ZnO-Functionalized Silicon Carbide Ceramic Membranes for Removing Impurities From Biodiesel

This study investigates zinc oxide (ZnO)-functionalized silicon carbide (SiC) ceramic membranes for biodiesel purification, focusing on phosphorus, sulfur, and metallic impurity removal. Flat-disc SiC membranes, with ∼37% porosity, were prepared via controlled dip-coating and characterized by x-ray diffraction (XRD), SEM, x-ray fluorescence (XRF), air permeability, and liquid permeation tests (isopropyl alcohol, IPA; on-spec biodiesel). Air permeation analysis yielded Darcian (k₁) and non-Darcian (k₂) permeability coefficients of 3.27 ± 0.19 × 10⁻¹⁵ m² and 5.68 ± 0.19 × 10⁻¹² m, respectively. Crossflow microfiltration of crude and neutralized biodiesel at 3 bar and ∼25°C showed acceptable permeance with IPA (10.7 ± 2.2 L/h m² bar) and on-spec biodiesel (5.63 ± 1.69 L/h m² bar). However, severe flux decline occurred with crude biodiesel, indicating fouling. Critically, ZnO–SiC membranes effectively reduced calcium (64.5–16.6 mg/kg), sodium (8.2–0.96 mg/kg), and phosphorus (25.8–8.6 mg/kg) to compliant levels.

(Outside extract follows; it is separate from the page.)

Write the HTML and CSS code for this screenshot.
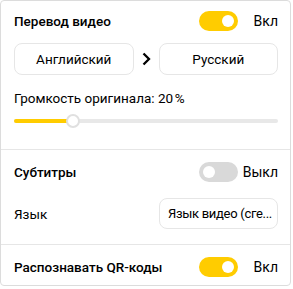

Sulfur removal was minimal, suggesting ZnO limitation against stable organosulfur compounds under mild conditions. These findings position ZnO-functionalized SiC membranes as robust polishing systems for selective metal and polar contaminant removal, while highlighting the need for integrated catalytic or hybrid strategies for sulfur reduction.